There’s no way to condone violent or disrespectful behavior from people on either side, but it is worth taking a look at what lies at the root of this strife. With so many people out of work, struggling to feed their families, and faced with great financial obstacles, should we really be spending so much money on World Youth Day?
Organizers of the event are claiming it will pay for itself, and as others have pointed out, an influx of consumers in Madrid can’t be bad for the local economy. But when the church has the power to draw so many young people to one location, couldn't they also do something to give back to the community that is hosting them?
I recently spoke to a youth minister about who would be going to WYD from his diocese, and he mentioned that most of the group, as in years past, were from families with plenty of expendable income. He lamented the fact that the high cost of the trip excludes many more young people from attending, and although some find clever ways to scrape together the funds to make the pilgrimage, getting sponsorships and raising money for what is essentially a personal vacation is a tough sell.
“It’s not like they are going on a service trip, where they can rally people behind a cause,” he said.

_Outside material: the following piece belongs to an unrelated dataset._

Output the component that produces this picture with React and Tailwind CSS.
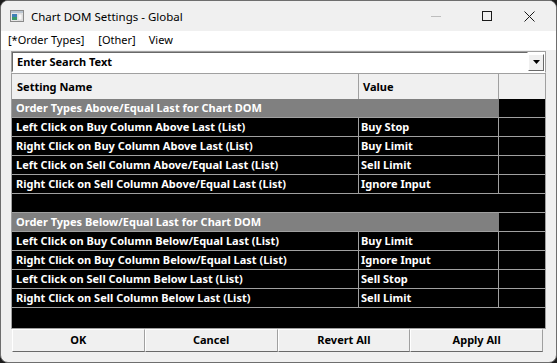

But what if they were? World Youth Day is an incredible opportunity for young people to experience the universality of the church and to achieve personal spiritual growth, which certainly has its merits. But at the same time, it seems to overlook our Gospel call to put the needs of others before ourselves.
I doubt it would sacrifice the personal dimension of WYD if part of the mission for those who attended was to somehow serve the local community. For those who can already afford the trip, it would give them a reason to raise more money, and for those who can't, it would provide a cause on which to base their fundraising. The result may be an even larger--crowd, and one that locals would welcome.
At the very least, it is something for World Youth Day organizers to consider when planning their next gathering. And maybe next time, attendees can feel safe even if they don't pack their flak jackets.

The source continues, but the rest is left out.